SALVO, North Carolina (Reuters) - These are special times for sprinters from the small Caribbean nation of Trinidad and Tobago.
No country, big or small, has produced 100 meters times faster this year than the marks of young Trinidadians Richard Thompson and Kelly-Ann Baptiste.
Students at Louisiana State University (LSU), the pair have sprinted to the top of the 2008 world-leader list with sparkling early-season times, although Thompson now has company. Both he and Churandy Martina of the Netherlands Antilles have run 10.00 seconds with Martina’s mark at altitude.
Baptiste clocked a national-record 11.06 seconds.
“That both of us are from the same country is a bit of a coincidence,” the 22-year-old Thompson told Reuters in a telephone interview from Baton Rouge, Louisiana, “but I think we owe most of our success to the great program and the expertise of the coaches here at LSU.”
Both sprinters won National Collegiate Athletic Association (NCAA) indoor 60 meters titles prior to leading the outdoor rankings for the young season.
Thompson also equaled the year’s fastest 60 meters time, running 6.51 seconds to share world-leader honors with world champion Olusoji Fasuba of Nigeria.
“It brings a lot of pride to me and a lot of other people,” Trinidadian Ato Boldon, who won Olympic sprint medals in 1996 and 2000, told Reuters by telephone from Los Angeles.
“I have always said Trinidad has as much talent as any other island but they don’t always end up in the right place and they don’t always follow through,” said Boldon, now a television analyst and the sprint coach of Saudi Arabia’s Olympic team.
“These are two young talented people in the right place at the right time and they are doing well. And they are injury free.”
The latter fact is key for the 21-year-old Baptiste, who missed part of last season with a fractured vertebra.
”I thought she would have an NCAA (outdoor) title by now but between injuries and some freak occurrences...a bee stung her one year,“ Boldon said. ”But I think this year can be her year.
“That would be amazing to have both NCAA champions from Trinidad. I don’t think even the Jamaicans pulled that off.”
Comparisons with the Jamaicans, long successful on the world scene, seem to resonate through the Caribbean and Boldon takes up the theme when talking about Thompson.
“I call him the Trinidadian Asafa Powell,” said Boldon, referring to the Jamaican 100 meters world record holder.
”He (Thompson) is six feet two inches tall but he is able to start like someone who is a lot shorter. He has very good pickup for someone that size,“ Boldon said. ”I broke his Texas 10-flat down on film and was really, really impressed.
“Nobody ever ran that fast that early in college.”

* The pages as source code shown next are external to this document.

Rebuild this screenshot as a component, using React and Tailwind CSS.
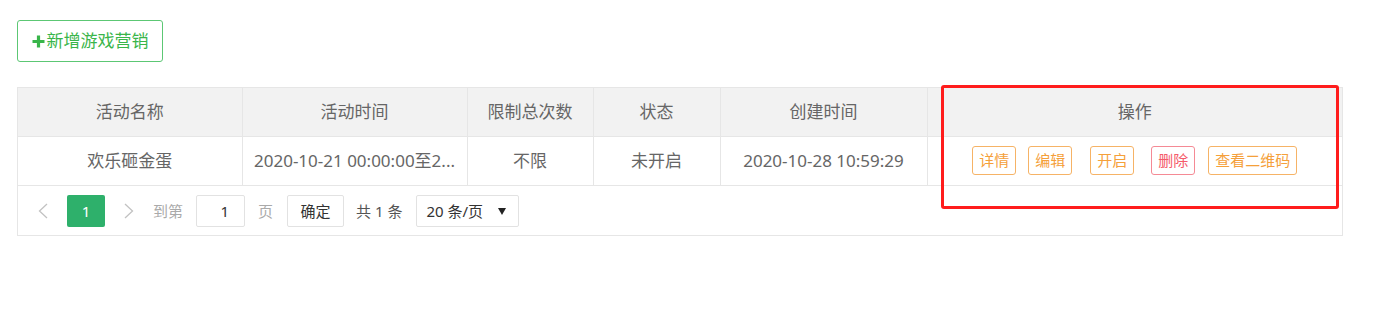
import React from "react";

const font = { fontFamily: '"Noto Sans", "Noto Sans CJK SC", sans-serif' };

const Chevron = ({ dir }) => (
  <svg width="10" height="16" viewBox="0 0 10 16" className="shrink-0">
    <polyline
      points={dir === "left" ? "9,1 1.5,8 9,15" : "1,1 8.5,8 1,15"}
      fill="none"
      stroke="#c2c2c2"
      strokeWidth="1.3"
    />
  </svg>
);

const ActionButton = ({ children, danger, className }) => (
  <button
    className={
      "h-[29px] px-[6px] rounded-[3px] border text-[15px] leading-none " +
      (danger ? "border-[#f58a95] text-[#f55b6a] " : "border-[#f6b366] text-[#f5a03a] ") +
      (className || "")
    }
  >
    {children}
  </button>
);

export default function App() {
  const headers = ["活动名称", "活动时间", "限制总次数", "状态", "创建时间", "操作"];

  return (
    <div className="relative w-[1373px] h-[318px] bg-white" style={font}>
      <div className="pl-[17px] pt-[20px]">
        <button className="h-[42px] w-[146px] border border-[#5cc774] rounded-[3px] text-[#39b54a] text-[17px] flex items-center justify-center">
          <svg width="13" height="13" viewBox="0 0 13 13" className="mr-[2px]">
            <path d="M6.5 0.5v12M0.5 6.5h12" stroke="#39b54a" strokeWidth="3.2" />
          </svg>
          新增游戏营销
        </button>

        <div className="mt-[25px] w-[1326px] border border-[#e6e6e6]">
          <table className="w-full table-fixed border-collapse text-[17px] text-[#666]">
            <colgroup>
              <col className="w-[224px]" />
              <col className="w-[225px]" />
              <col className="w-[126px]" />
              <col className="w-[127px]" />
              <col className="w-[207px]" />
              <col />
            </colgroup>
            <thead>
              <tr className="bg-[#f2f2f2] h-[48px]">
                {headers.map((h, i) => (
                  <th
                    key={h}
                    className={
                      "font-normal text-center border-b border-[#e6e6e6] " +
                      (i < 5 ? "border-r" : "")
                    }
                  >
                    {h}
                  </th>
                ))}
              </tr>
            </thead>
            <tbody>
              <tr className="h-[49px]">
                <td className="text-center border-r border-b border-[#e6e6e6]">欢乐砸金蛋</td>
                <td className="text-center border-r border-b border-[#e6e6e6] whitespace-nowrap">
                  2020-10-21 00:00:00至2...
                </td>
                <td className="text-center border-r border-b border-[#e6e6e6]">不限</td>
                <td className="text-center border-r border-b border-[#e6e6e6]">未开启</td>
                <td className="text-center border-r border-b border-[#e6e6e6]">2020-10-28 10:59:29</td>
                <td className="border-b border-[#e6e6e6]">
                  <div className="flex items-center justify-center">
                    <ActionButton>详情</ActionButton>
                    <ActionButton className="ml-[12px]">编辑</ActionButton>
                    <ActionButton className="ml-[18px]">开启</ActionButton>
                    <ActionButton danger className="ml-[17px]">删除</ActionButton>
                    <ActionButton className="ml-[13px]">查看二维码</ActionButton>
                  </div>
                </td>
              </tr>
            </tbody>
          </table>

          <div className="h-[49px] flex items-center pl-[20px] pt-[2px] text-[15px]">
            <Chevron dir="left" />
            <span className="ml-[19px] w-[38px] h-[32px] rounded-[2px] bg-[#2eb06b] text-white flex items-center justify-center">
              1
            </span>
            <span className="ml-[19px]">
              <Chevron dir="right" />
            </span>
            <span className="ml-[19px] text-[#aaa]">到第</span>
            <span className="ml-[13px] w-[49px] h-[32px] border border-[#e2e2e2] rounded-[2px] flex items-center justify-end pr-[15px] text-[#333]">
              1
            </span>
            <span className="ml-[13px] text-[#aaa]">页</span>
            <span className="ml-[14px] w-[57px] h-[32px] border border-[#e2e2e2] rounded-[2px] flex items-center justify-center text-[#333]">
              确定
            </span>
            <span className="ml-[12px] text-[#555]">共 1 条</span>
            <span className="ml-[14px] w-[103px] h-[32px] border border-[#e2e2e2] rounded-[2px] flex items-center justify-between pl-[9px] pr-[12px] text-[#333]">
              <span>20 条/页</span>
              <svg width="8" height="8" viewBox="0 0 8 8">
                <path d="M0 1h8L4 8z" fill="#222" />
              </svg>
            </span>
          </div>
        </div>
      </div>

      <div className="absolute left-[941px] top-[85px] w-[398px] h-[124px] border-[3px] border-[#ff1c1c] rounded-[3px]" />
    </div>
  );
}
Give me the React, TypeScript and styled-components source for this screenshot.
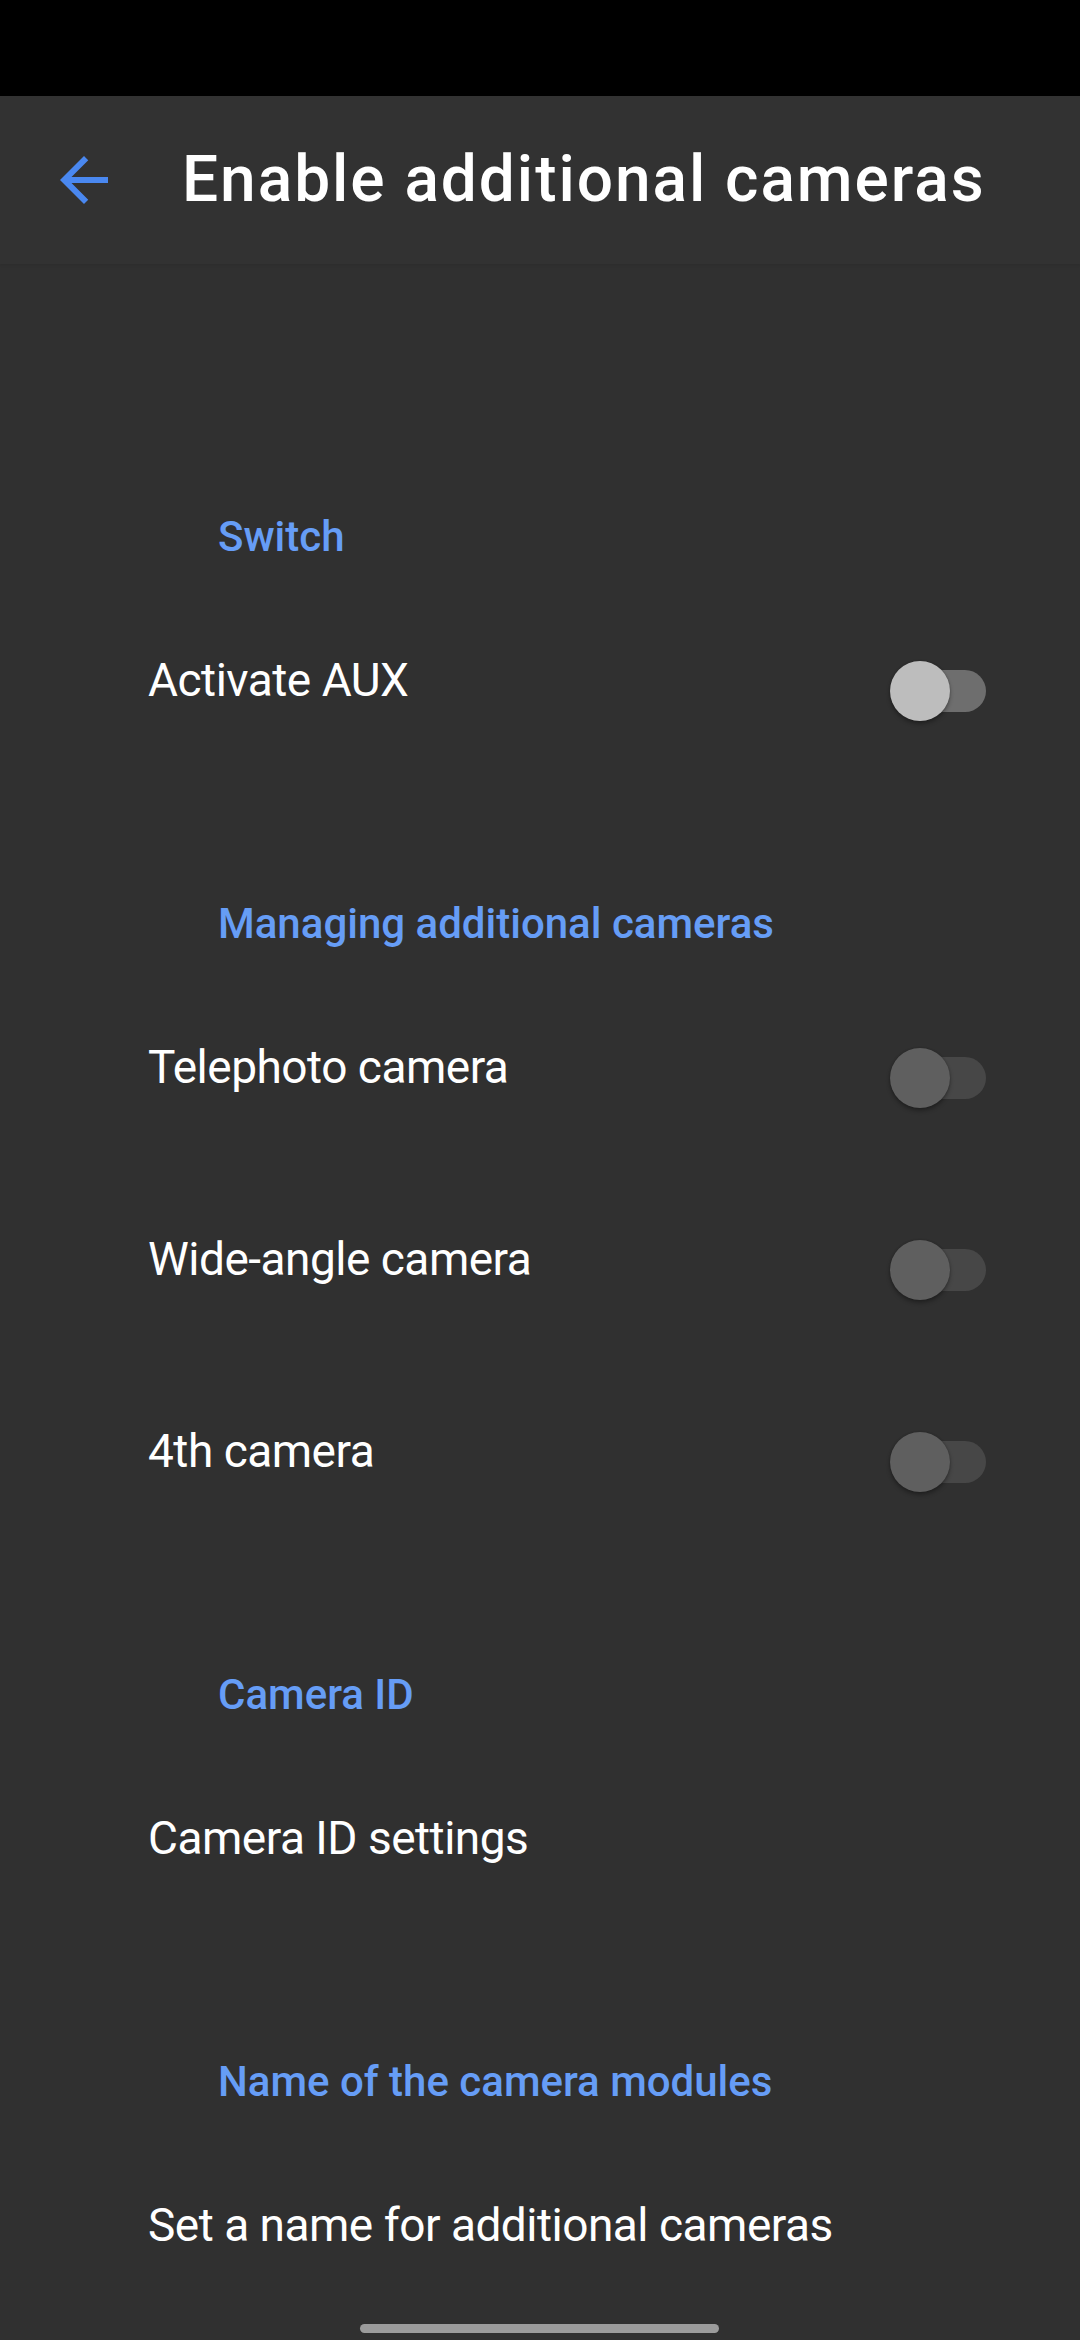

Baptiste first drew Boldon’s serious attention at the Caribbean junior championships in Tobago in 2005.
”Kelly passed us at 30 meters and she was still in her drive phase,“ Boldon said. ”None of the women in the professional ranks...typically can hold their body down that long.
”We just kind of looked at each other and said ‘A star is born’. She is very compact, very powerful, very disciplined. “She is also the best start in the collegiate ranks.”
So what does it mean for the Olympic hopes of a nation where Hasely Crawford raised world awareness with his 100 meters gold in 1976?
“Certainly he (Thompson) should make the finals at Beijing,” Boldon said. “If he could do that he can certainly upset a lot of bigger names.”
Baptiste, who ran on the Trinidad and Tobago 4x100 meters relay team at the 2004 Athens Olympics, should also be a finalist and maybe more, Boldon said.
“I would think her just making the final in Beijing for somebody who ran 11.06 to open, that would almost be a letdown,” he said.
Both must qualify for Beijing at the Trinidad and Tobago national championships in late June.
Thompson will concentrate on the 100 meters while Baptiste may attempt both the 100 and 200.
”I am very proud to be carrying on the tradition of strong sprinting by athletes from the Caribbean, especially as a female,“ said Baptiste. ”When people hear about (sprinting in) Trinidad and Tobago...they never can single out the female athlete that put themselves out there to be honored and respected by the rest of the Caribbean or the world.
“I am trying to leave a mark to help the others behind me raise up to that potential.”
Thompson, who chats frequently with Boldon, has similar ambitions.
“For a little Caribbean guy he (Boldon) was able to show that a guy from Trinidad and Tobago was capable of really doing well on the international scene. I just want to follow in his footsteps,” Thompson said. “I feel really proud to have put my country on the map.”